Post-Mortem Analysis

  • I need to attach my script to me so it doesn’t get lost. - Every time I put my shooting script down, I couldn’t find it, and would have to waste time looking for it.
  • Separate shot list, rather than marking on script (skipped this time to cut down shot prep time). - My separate shot lists are generally very beneficial for the 1st AD, but I had foregone that process in order to cut down shot prep time. This, in retrospect, was a mistake.
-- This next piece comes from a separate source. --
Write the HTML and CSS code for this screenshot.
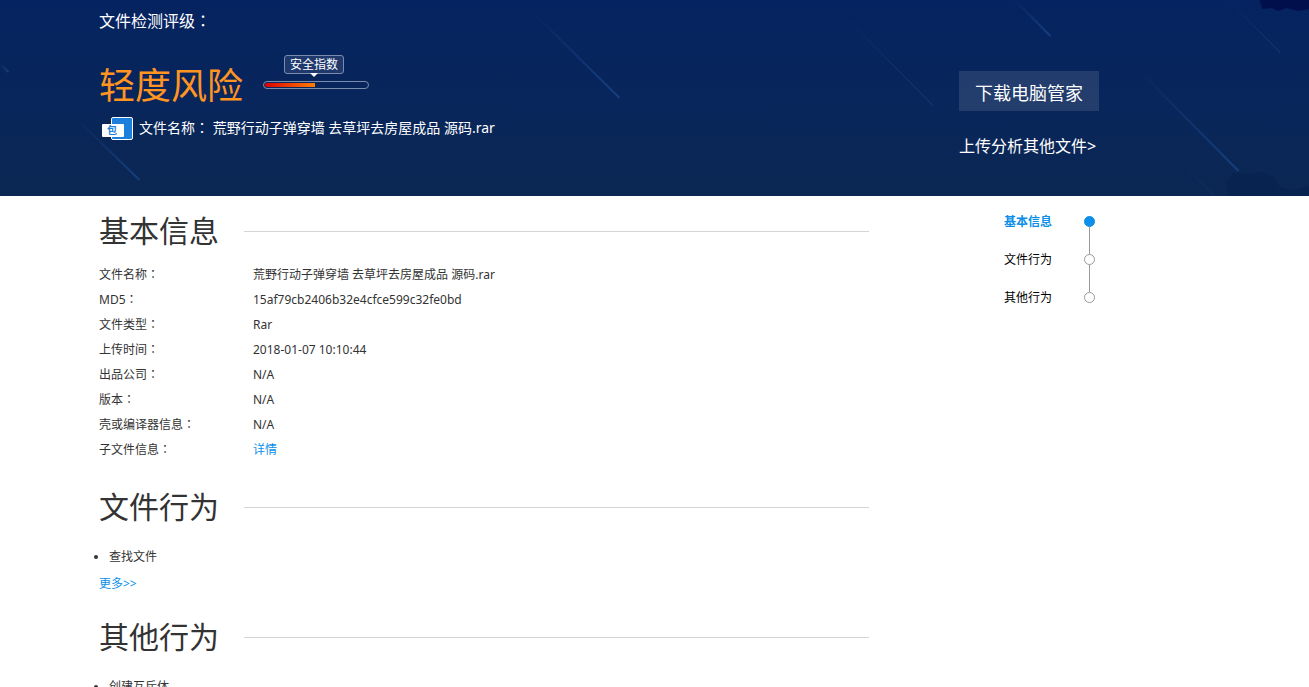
FILE: index.html
```html
<!DOCTYPE html>
<html>

<head>
  <meta charset="utf-8">
  <meta name="viewport" content="width=device-width, initial-scale=1">
  <title>文件检测评级</title>
  <link rel="stylesheet" href="styles.css">
</head>

<body>
  <header class="banner">
    <!-- meteor lines behind the banner -->
    <svg class="banner-bg" width="1309" height="196" viewBox="0 0 1309 196" aria-hidden="true">
      <defs>
        <linearGradient id="streak" x1="0" y1="0" x2="1" y2="1">
          <stop offset="0" stop-color="#1d4c93" stop-opacity="0" />
          <stop offset="1" stop-color="#1d4c93" stop-opacity="0.65" />
        </linearGradient>
      </defs>
      <path class="corner" d="M1259 0l3 9 9-1 7 3 8-3 12 3 11-2V0z" />
      <path class="corner faint" d="M1228 196l-3-14 8-9 15 1 14-2 12 6 5 9 14 3 16-4v10z" />
      <g stroke="url(#streak)" stroke-width="2">
        <path d="M0 64l8 8" />
        <path d="M528 8l91 90" />
        <path d="M75 118l64 62" />
        <path d="M1013 -1l37 37" />
        <path d="M1138 70l100 101" />
      </g>
      <g stroke="url(#streak)">
        <path d="M833 5l100 101" />
        <path d="M1228 0l52 53" />
        <path d="M1171 153l43 43" opacity="0.5" />
      </g>
    </svg>

    <div class="wrap banner-inner">
      <div class="result">
        <p class="result-title">文件检测评级<span class="colon">：</span></p>
        <div class="result-level">
          <h1 class="level">轻度风险</h1>
          <div class="gauge">
            <span class="gauge-label" id="gaugeLabel">安全指数</span>
            <div class="gauge-track" role="meter" aria-labelledby="gaugeLabel" aria-valuemin="0" aria-valuemax="100" aria-valuenow="49">
              <div class="gauge-bar" style="width: 49%"></div>
            </div>
          </div>
        </div>
        <div class="result-file">
          <svg class="file-icon" width="31" height="23" viewBox="0 0 31 23" aria-hidden="true">
            <rect x="9.5" y="0.5" width="21" height="22" rx="1.5" fill="#1c7fdc" stroke="#fff" />
            <rect x="0" y="7" width="22" height="13" rx="1" fill="#fff" />
            <text class="file-icon-text" x="5" y="17">包</text>
          </svg>
          <span class="file-name">文件名称<span class="colon">：</span> 荒野行动子弹穿墙 去草坪去房屋成品 源码.rar</span>
        </div>
      </div>

      <div class="actions">
        <a class="btn-download" href="#">下载电脑管家</a>
        <a class="upload-link" href="#">上传分析其他文件&gt;</a>
      </div>
    </div>
  </header>

  <div class="wrap content">
    <main class="main">
      <section id="base">
        <h2 class="section-title">基本信息</h2>
        <table class="info-table">
          <tr>
            <th scope="row">文件名称<span class="colon">：</span></th>
            <td>荒野行动子弹穿墙 去草坪去房屋成品 源码.rar</td>
          </tr>
          <tr>
            <th scope="row">MD5<span class="colon">：</span></th>
            <td>15af79cb2406b32e4cfce599c32fe0bd</td>
          </tr>
          <tr>
            <th scope="row">文件类型<span class="colon">：</span></th>
            <td>Rar</td>
          </tr>
          <tr>
            <th scope="row">上传时间<span class="colon">：</span></th>
            <td>2018-01-07 10:10:44</td>
          </tr>
          <tr>
            <th scope="row">出品公司<span class="colon">：</span></th>
            <td>N/A</td>
          </tr>
          <tr>
            <th scope="row">版本<span class="colon">：</span></th>
            <td>N/A</td>
          </tr>
          <tr>
            <th scope="row">壳或编译器信息<span class="colon">：</span></th>
            <td>N/A</td>
          </tr>
          <tr>
            <th scope="row">子文件信息<span class="colon">：</span></th>
            <td><a class="link" href="#">详情</a></td>
          </tr>
        </table>
      </section>

      <section id="file">
        <h2 class="section-title">文件行为</h2>
        <ul class="action-list">
          <li>查找文件</li>
        </ul>
        <a class="link more" href="#">更多&gt;&gt;</a>
      </section>

      <section id="other">
        <h2 class="section-title">其他行为</h2>
        <ul class="action-list">
          <li>创建互斥体</li>
        </ul>
      </section>
    </main>

    <nav class="side-nav">
      <a class="active" href="#base">基本信息</a>
      <a href="#file">文件行为</a>
      <a href="#other">其他行为</a>
    </nav>
  </div>
</body>

</html>
```

FILE: styles.css
```css
*,
*::before,
*::after {
  margin: 0;
  padding: 0;
  box-sizing: border-box;
}

html {
  height: 100%;
  overflow: hidden;
}

body {
  height: 100%;
  overflow-y: auto;
  scrollbar-width: none;
  font-family: "Noto Sans", "Noto Sans CJK SC", sans-serif;
  font-size: 12px;
  line-height: 25px;
  color: #333;
  background-color: #fff;
}

a {
  text-decoration: none;
}

/* full-width colon sits in the middle of its box */
.colon {
  font-family: "Noto Sans CJK TC", sans-serif;
  line-height: 1;
}

.wrap {
  display: flex;
  justify-content: space-between;
  max-width: 1111px;
  margin: 0 auto;
  padding-right: 111px;
}

/* banner */
.banner {
  position: relative;
  overflow: hidden;
  color: #fff;
  background: linear-gradient(#052360, #08265b 50%, #0b2753);
}

.banner-bg {
  position: absolute;
  top: 0;
  left: 50%;
  transform: translateX(-50%);
}

.corner {
  fill: #020f4d;
}

.corner.faint {
  fill: #09214f;
  opacity: 0.6;
}

.banner-inner {
  position: relative;
  padding-top: 11px;
  padding-bottom: 40px;
}

.result-title {
  font-size: 16px;
  line-height: 20px;
}

.result-level {
  display: flex;
  gap: 20px;
  margin-top: 19px;
}

.level {
  padding-top: 12px;
  font-size: 36px;
  font-weight: normal;
  line-height: 48px;
  color: #ff9421;
}

.gauge {
  display: flex;
  flex-direction: column;
  align-items: center;
  padding-top: 5px;
}

.gauge-label {
  position: relative;
  margin-right: 4px;
  padding: 0 5px;
  border: 1px solid #7b8bac;
  border-radius: 3px;
  line-height: 17px;
  background-color: #20396c;
}

.gauge-label::after {
  content: "";
  position: absolute;
  top: 100%;
  left: 50%;
  margin-left: -4px;
  border: 4px solid transparent;
  border-top-color: #fff;
  border-bottom: 0;
}

.gauge-track {
  width: 106px;
  height: 8px;
  margin-top: 7px;
  padding: 1px;
  border: 1px solid #7b8bac;
  border-radius: 4px;
}

.gauge-bar {
  height: 4px;
  border-radius: 2px 0 0 2px;
  background: linear-gradient(to right, #dc0000, #ff7e00);
}

.result-file {
  display: flex;
  align-items: center;
  gap: 6px;
  margin-top: 6px;
  padding-left: 3px;
}

.file-icon-text {
  font-size: 10px;
  font-weight: bold;
  fill: #1c7fdc;
}

.file-name {
  font-size: 14px;
  line-height: 24px;
}

.actions {
  display: flex;
  flex-direction: column;
  padding-top: 60px;
}

.btn-download {
  width: 140px;
  padding-top: 4px;
  font-size: 18px;
  line-height: 36px;
  text-align: center;
  color: #fff;
  background-color: rgba(255, 255, 255, 0.11);
}

.upload-link {
  margin-top: 25px;
  font-size: 16px;
  line-height: 20px;
  color: #fff;
}

.btn-download:hover {
  background-color: rgba(255, 255, 255, 0.2);
}

/* content */
.content {
  padding-top: 13px;
}

.main {
  flex: 0 1 770px;
  padding-top: 2px;
}

.main section {
  margin-bottom: 20px;
}

.section-title {
  display: flex;
  align-items: center;
  gap: 25px;
  font-size: 30px;
  font-weight: normal;
  line-height: 40px;
}

.section-title::after {
  content: "";
  flex: 1;
  height: 1px;
  background-color: #d5d5d5;
}

.info-table {
  width: 100%;
  margin-top: 11px;
  margin-bottom: 25px;
  border-collapse: collapse;
}

.info-table th {
  width: 154px;
  font-weight: normal;
  text-align: left;
}

.link {
  color: #0b8fe8;
}

.action-list {
  margin-top: 17px;
  margin-bottom: 2px;
  padding-left: 10px;
}

.more {
  display: block;
  margin-bottom: 21px;
}

/* side nav */
.side-nav {
  display: flex;
  flex-direction: column;
  gap: 13px;
  padding-right: 4px;
}

.side-nav a {
  position: relative;
  display: flex;
  align-items: center;
  justify-content: space-between;
  width: 91px;
  color: #000;
}

.side-nav a::after {
  content: "";
  width: 11px;
  height: 11px;
  border: 1px solid #999;
  border-radius: 50%;
}

.side-nav a + a::before {
  content: "";
  position: absolute;
  right: 5px;
  bottom: 18px;
  width: 1px;
  height: 27px;
  background-color: #999;
}

.side-nav .active {
  font-weight: bold;
  color: #0b8fe8;
}

.side-nav .active::after {
  border-color: #0b8fe8;
  background-color: #0b8fe8;
}
```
  • For outdoor shots: be extremely mindful of the sun. - When filming outdoors in the morning or afternoon, the angle of the sun changes rather dramatically over the course of ten or fifteen minutes. If you’re using a scrim (as we were) to attempt to blunt the hard light given off by the sun, make sure it’s adjustable. We ran into problems when it became apparent that there was no maneuvering room around tree branches and bushes, and each successive take involved resetting the positioning of the scrim. It felt like it took more time to do those shots than it did to film the complicated ones we had scripted.
  • The EVF needs to be plugged into camera power source. - I took care of this as soon as we recovered from the 48. It was an annoyingly expensive adapter cable, but was entirely worth it.
  • Subject matter. - We didn’t win anything this time around; not even an audience award (that went to a drama which screened before us). I attribute some of that to the intentionally offensive subject matter. If we were trying specifically to win a 48, that probably wasn’t the wisest of directions to proceed in.